- [Exercise details] Reproduce the listing below in full and without alteration, apart from its pictures.

- [Supplied information]
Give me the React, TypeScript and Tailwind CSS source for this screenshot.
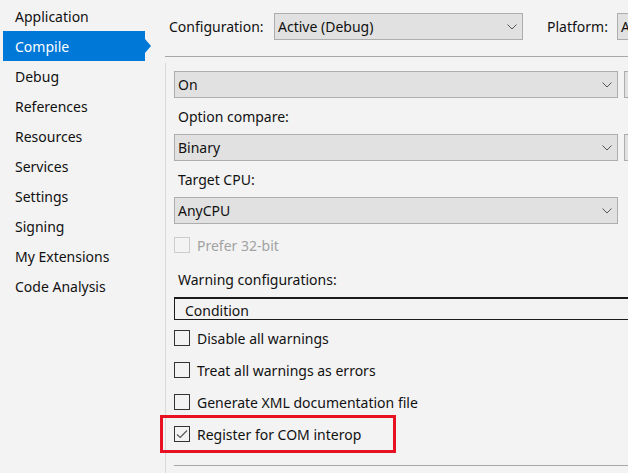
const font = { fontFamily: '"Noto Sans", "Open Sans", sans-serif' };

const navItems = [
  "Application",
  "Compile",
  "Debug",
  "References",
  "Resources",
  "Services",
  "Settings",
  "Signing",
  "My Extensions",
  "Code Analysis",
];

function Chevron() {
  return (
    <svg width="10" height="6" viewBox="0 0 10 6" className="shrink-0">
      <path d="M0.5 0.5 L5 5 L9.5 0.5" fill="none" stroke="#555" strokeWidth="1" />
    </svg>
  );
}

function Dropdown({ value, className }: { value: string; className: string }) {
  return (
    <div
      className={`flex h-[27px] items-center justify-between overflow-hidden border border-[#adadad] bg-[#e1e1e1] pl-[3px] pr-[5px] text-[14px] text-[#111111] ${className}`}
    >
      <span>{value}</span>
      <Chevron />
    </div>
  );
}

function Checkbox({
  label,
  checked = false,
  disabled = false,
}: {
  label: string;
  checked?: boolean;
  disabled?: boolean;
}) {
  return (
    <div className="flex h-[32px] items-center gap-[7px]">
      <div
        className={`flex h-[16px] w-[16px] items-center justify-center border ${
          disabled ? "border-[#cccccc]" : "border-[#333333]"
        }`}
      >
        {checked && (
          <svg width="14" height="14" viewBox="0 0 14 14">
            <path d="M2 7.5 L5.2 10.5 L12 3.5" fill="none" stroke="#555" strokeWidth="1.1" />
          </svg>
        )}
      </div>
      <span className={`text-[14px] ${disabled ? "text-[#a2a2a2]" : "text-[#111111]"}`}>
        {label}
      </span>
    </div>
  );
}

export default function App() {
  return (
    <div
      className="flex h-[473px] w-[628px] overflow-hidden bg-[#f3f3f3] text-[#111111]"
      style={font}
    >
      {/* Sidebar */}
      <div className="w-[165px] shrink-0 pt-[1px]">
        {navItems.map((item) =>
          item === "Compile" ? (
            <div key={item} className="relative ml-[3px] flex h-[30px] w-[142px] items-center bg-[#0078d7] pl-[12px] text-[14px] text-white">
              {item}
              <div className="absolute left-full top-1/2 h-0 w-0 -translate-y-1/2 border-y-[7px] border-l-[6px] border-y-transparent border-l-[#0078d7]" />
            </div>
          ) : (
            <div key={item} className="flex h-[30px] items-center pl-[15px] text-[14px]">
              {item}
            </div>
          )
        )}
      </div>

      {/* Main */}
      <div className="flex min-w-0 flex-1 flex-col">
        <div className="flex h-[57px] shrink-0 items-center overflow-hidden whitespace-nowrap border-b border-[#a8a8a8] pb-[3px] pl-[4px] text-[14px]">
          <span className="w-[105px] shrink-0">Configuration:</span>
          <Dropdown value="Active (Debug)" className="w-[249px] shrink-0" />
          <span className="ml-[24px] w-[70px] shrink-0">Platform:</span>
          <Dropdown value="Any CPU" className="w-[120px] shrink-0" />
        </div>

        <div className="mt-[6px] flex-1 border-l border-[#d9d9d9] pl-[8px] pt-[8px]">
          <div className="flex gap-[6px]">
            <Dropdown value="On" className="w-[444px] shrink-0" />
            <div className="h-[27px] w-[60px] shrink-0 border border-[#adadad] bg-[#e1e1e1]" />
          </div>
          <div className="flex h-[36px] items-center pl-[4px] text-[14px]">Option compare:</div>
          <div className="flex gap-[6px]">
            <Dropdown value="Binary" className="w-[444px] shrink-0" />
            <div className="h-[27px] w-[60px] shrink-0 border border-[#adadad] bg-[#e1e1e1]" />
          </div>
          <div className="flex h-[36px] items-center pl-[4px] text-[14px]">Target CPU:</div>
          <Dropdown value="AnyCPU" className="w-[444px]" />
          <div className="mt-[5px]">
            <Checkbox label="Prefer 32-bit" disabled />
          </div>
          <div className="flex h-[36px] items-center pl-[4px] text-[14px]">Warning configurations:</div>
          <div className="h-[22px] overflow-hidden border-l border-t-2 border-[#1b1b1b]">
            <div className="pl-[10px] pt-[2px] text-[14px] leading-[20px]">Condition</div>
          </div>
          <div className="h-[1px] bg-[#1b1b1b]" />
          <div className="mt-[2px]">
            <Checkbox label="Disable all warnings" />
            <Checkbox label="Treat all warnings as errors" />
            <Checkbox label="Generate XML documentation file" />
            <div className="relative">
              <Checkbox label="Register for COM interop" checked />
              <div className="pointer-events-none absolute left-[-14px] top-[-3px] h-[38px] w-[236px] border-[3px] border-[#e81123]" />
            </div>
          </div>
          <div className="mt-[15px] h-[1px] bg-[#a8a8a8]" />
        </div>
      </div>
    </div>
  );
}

- [Exercise answer]
Give me the React, TypeScript and Tailwind CSS source for this screenshot.
const font = { fontFamily: '"Noto Sans", "Open Sans", sans-serif' };

const navItems = [
  "Application",
  "Compile",
  "Debug",
  "References",
  "Resources",
  "Services",
  "Settings",
  "Signing",
  "My Extensions",
  "Code Analysis",
];

function Chevron() {
  return (
    <svg width="10" height="6" viewBox="0 0 10 6" className="shrink-0">
      <path d="M0.5 0.5 L5 5 L9.5 0.5" fill="none" stroke="#555" strokeWidth="1" />
    </svg>
  );
}

function Dropdown({ value, className }: { value: string; className: string }) {
  return (
    <div
      className={`flex h-[27px] items-center justify-between overflow-hidden border border-[#adadad] bg-[#e1e1e1] pl-[3px] pr-[5px] text-[14px] text-[#111111] ${className}`}
    >
      <span>{value}</span>
      <Chevron />
    </div>
  );
}

function Checkbox({
  label,
  checked = false,
  disabled = false,
}: {
  label: string;
  checked?: boolean;
  disabled?: boolean;
}) {
  return (
    <div className="flex h-[32px] items-center gap-[7px]">
      <div
        className={`flex h-[16px] w-[16px] items-center justify-center border ${
          disabled ? "border-[#cccccc]" : "border-[#333333]"
        }`}
      >
        {checked && (
          <svg width="14" height="14" viewBox="0 0 14 14">
            <path d="M2 7.5 L5.2 10.5 L12 3.5" fill="none" stroke="#555" strokeWidth="1.1" />
          </svg>
        )}
      </div>
      <span className={`text-[14px] ${disabled ? "text-[#a2a2a2]" : "text-[#111111]"}`}>
        {label}
      </span>
    </div>
  );
}

export default function App() {
  return (
    <div
      className="flex h-[473px] w-[628px] overflow-hidden bg-[#f3f3f3] text-[#111111]"
      style={font}
    >
      {/* Sidebar */}
      <div className="w-[165px] shrink-0 pt-[1px]">
        {navItems.map((item) =>
          item === "Compile" ? (
            <div key={item} className="relative ml-[3px] flex h-[30px] w-[142px] items-center bg-[#0078d7] pl-[12px] text-[14px] text-white">
              {item}
              <div className="absolute left-full top-1/2 h-0 w-0 -translate-y-1/2 border-y-[7px] border-l-[6px] border-y-transparent border-l-[#0078d7]" />
            </div>
          ) : (
            <div key={item} className="flex h-[30px] items-center pl-[15px] text-[14px]">
              {item}
            </div>
          )
        )}
      </div>

      {/* Main */}
      <div className="flex min-w-0 flex-1 flex-col">
        <div className="flex h-[57px] shrink-0 items-center overflow-hidden whitespace-nowrap border-b border-[#a8a8a8] pb-[3px] pl-[4px] text-[14px]">
          <span className="w-[105px] shrink-0">Configuration:</span>
          <Dropdown value="Active (Debug)" className="w-[249px] shrink-0" />
          <span className="ml-[24px] w-[70px] shrink-0">Platform:</span>
          <Dropdown value="Any CPU" className="w-[120px] shrink-0" />
        </div>

        <div className="mt-[6px] flex-1 border-l border-[#d9d9d9] pl-[8px] pt-[8px]">
          <div className="flex gap-[6px]">
            <Dropdown value="On" className="w-[444px] shrink-0" />
            <div className="h-[27px] w-[60px] shrink-0 border border-[#adadad] bg-[#e1e1e1]" />
          </div>
          <div className="flex h-[36px] items-center pl-[4px] text-[14px]">Option compare:</div>
          <div className="flex gap-[6px]">
            <Dropdown value="Binary" className="w-[444px] shrink-0" />
            <div className="h-[27px] w-[60px] shrink-0 border border-[#adadad] bg-[#e1e1e1]" />
          </div>
          <div className="flex h-[36px] items-center pl-[4px] text-[14px]">Target CPU:</div>
          <Dropdown value="AnyCPU" className="w-[444px]" />
          <div className="mt-[5px]">
            <Checkbox label="Prefer 32-bit" disabled />
          </div>
          <div className="flex h-[36px] items-center pl-[4px] text-[14px]">Warning configurations:</div>
          <div className="h-[22px] overflow-hidden border-l border-t-2 border-[#1b1b1b]">
            <div className="pl-[10px] pt-[2px] text-[14px] leading-[20px]">Condition</div>
          </div>
          <div className="h-[1px] bg-[#1b1b1b]" />
          <div className="mt-[2px]">
            <Checkbox label="Disable all warnings" />
            <Checkbox label="Treat all warnings as errors" />
            <Checkbox label="Generate XML documentation file" />
            <div className="relative">
              <Checkbox label="Register for COM interop" checked />
              <div className="pointer-events-none absolute left-[-14px] top-[-3px] h-[38px] w-[236px] border-[3px] border-[#e81123]" />
            </div>
          </div>
          <div className="mt-[15px] h-[1px] bg-[#a8a8a8]" />
        </div>
      </div>
    </div>
  );
}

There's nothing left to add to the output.